--- start of RECORD EXCERPTS ---
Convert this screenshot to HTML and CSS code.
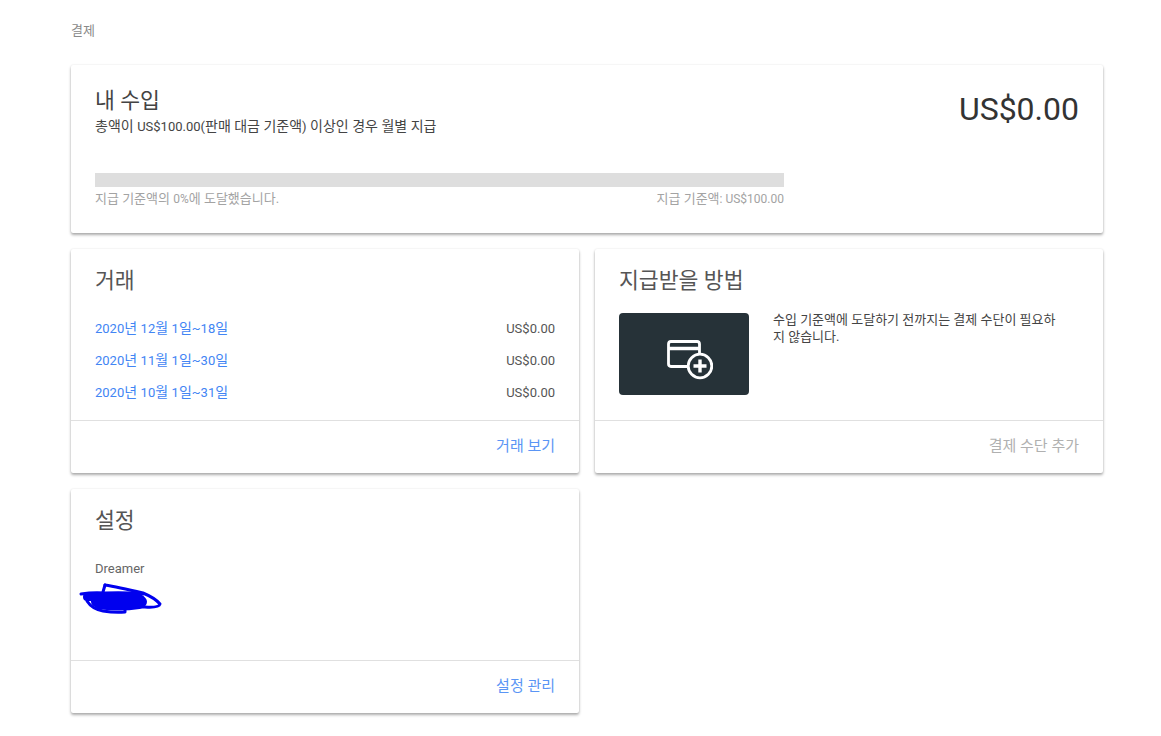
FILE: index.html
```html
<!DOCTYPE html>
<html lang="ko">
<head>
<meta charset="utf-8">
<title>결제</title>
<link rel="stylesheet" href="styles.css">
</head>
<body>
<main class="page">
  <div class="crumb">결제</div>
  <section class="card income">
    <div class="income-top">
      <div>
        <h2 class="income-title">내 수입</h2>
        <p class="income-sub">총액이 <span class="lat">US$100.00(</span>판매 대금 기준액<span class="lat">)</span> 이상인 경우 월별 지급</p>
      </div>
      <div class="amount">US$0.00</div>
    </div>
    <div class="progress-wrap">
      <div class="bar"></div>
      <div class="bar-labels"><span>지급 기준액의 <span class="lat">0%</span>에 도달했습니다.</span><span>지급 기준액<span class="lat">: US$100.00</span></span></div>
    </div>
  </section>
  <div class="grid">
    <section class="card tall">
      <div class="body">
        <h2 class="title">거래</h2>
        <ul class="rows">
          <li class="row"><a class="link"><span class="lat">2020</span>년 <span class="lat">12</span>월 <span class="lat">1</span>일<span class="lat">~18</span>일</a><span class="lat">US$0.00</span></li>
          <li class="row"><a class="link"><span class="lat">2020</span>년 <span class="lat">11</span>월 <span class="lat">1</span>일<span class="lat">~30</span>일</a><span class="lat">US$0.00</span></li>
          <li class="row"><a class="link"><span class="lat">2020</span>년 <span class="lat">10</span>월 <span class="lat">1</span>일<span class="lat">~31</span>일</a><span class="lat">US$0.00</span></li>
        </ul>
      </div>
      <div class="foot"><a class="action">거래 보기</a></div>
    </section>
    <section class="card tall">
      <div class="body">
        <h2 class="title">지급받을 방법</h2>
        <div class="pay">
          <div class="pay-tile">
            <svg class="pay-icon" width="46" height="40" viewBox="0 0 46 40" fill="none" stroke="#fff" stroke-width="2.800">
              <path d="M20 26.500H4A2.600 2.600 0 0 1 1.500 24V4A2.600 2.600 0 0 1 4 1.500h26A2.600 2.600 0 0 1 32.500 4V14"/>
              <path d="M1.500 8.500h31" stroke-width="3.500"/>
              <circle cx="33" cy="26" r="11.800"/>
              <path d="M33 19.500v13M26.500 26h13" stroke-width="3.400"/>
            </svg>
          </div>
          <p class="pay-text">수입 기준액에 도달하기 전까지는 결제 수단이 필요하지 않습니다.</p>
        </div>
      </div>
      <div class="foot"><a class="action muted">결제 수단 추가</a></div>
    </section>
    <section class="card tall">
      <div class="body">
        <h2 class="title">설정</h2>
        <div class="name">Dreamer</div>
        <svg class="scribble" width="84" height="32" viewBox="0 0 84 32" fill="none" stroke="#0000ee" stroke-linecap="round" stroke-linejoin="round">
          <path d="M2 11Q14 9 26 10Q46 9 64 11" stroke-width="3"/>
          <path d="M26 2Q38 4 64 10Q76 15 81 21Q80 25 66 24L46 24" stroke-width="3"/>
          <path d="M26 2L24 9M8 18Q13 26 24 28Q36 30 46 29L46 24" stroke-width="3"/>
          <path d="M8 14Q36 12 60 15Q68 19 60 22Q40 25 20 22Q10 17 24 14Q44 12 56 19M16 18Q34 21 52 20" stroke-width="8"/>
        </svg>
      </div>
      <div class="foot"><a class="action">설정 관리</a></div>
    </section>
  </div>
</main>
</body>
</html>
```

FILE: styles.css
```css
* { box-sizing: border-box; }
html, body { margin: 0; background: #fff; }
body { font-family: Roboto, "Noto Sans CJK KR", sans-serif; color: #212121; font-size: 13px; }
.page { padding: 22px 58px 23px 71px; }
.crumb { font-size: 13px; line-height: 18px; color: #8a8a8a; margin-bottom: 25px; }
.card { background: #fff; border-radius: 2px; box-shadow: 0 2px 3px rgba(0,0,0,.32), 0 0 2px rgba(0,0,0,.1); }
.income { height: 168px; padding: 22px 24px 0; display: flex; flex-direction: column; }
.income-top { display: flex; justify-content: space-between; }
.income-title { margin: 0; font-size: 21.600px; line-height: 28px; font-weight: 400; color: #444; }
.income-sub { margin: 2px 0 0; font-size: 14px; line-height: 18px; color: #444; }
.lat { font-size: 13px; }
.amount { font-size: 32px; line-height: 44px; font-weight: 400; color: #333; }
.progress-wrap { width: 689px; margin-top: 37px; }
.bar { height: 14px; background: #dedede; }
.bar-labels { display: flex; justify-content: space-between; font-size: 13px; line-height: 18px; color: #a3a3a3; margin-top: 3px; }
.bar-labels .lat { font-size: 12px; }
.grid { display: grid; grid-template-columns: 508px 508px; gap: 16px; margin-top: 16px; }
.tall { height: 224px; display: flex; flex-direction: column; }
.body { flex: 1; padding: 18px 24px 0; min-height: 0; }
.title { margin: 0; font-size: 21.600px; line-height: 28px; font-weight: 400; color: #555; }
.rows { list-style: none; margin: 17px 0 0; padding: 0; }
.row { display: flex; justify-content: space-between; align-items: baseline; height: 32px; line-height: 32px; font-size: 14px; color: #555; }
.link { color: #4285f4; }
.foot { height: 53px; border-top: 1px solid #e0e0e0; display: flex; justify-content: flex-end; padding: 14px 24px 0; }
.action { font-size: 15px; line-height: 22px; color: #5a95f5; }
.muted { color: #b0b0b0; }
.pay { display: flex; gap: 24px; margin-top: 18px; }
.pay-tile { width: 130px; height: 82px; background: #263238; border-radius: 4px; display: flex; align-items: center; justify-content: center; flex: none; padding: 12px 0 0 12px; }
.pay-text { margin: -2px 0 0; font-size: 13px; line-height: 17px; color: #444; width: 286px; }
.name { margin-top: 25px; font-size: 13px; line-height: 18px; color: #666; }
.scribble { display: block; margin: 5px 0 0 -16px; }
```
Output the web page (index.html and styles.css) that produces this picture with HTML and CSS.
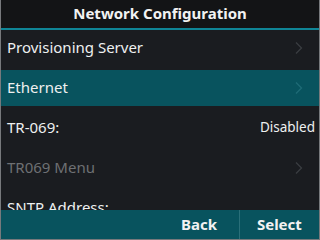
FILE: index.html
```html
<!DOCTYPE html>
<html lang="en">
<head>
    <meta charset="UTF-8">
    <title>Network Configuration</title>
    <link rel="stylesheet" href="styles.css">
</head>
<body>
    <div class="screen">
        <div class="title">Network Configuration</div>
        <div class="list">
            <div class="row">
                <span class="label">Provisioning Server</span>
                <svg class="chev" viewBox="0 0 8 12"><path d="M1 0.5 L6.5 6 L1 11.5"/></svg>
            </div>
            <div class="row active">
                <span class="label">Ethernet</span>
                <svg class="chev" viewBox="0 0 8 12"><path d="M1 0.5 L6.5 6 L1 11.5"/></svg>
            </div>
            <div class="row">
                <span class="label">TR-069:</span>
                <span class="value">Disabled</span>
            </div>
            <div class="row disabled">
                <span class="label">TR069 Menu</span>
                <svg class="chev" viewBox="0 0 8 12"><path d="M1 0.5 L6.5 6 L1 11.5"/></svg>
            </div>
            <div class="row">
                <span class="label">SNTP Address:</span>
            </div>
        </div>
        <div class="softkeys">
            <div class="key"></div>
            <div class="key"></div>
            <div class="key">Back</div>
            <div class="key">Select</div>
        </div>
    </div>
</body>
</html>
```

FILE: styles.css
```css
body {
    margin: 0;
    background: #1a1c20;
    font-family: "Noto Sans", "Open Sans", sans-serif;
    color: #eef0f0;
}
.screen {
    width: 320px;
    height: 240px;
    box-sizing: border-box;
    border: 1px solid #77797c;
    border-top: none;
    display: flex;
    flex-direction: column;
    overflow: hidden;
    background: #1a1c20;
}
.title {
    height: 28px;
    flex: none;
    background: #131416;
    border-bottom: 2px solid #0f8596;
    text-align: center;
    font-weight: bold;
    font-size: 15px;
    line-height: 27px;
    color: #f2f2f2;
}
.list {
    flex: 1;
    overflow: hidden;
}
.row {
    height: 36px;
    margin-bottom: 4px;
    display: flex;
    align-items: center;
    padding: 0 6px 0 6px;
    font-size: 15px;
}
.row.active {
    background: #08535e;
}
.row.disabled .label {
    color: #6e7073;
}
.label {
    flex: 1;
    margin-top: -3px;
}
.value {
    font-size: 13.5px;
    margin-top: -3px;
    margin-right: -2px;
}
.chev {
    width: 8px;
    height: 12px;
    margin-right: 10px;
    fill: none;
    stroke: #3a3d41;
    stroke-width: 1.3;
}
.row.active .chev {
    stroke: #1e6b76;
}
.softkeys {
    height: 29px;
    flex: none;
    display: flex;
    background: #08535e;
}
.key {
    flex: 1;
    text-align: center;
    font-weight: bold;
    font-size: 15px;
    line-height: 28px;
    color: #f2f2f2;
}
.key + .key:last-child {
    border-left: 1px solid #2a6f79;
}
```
--- end of RECORD EXCERPTS ---
> _TASK TO COMPLETE_
Copy every single line of the material above that holds "page".

> _SOLUTION_
<main class="page">
.page { padding: 22px 58px 23px 71px; }
Output the web page (index.html and styles.css) that produces this picture with HTML and CSS.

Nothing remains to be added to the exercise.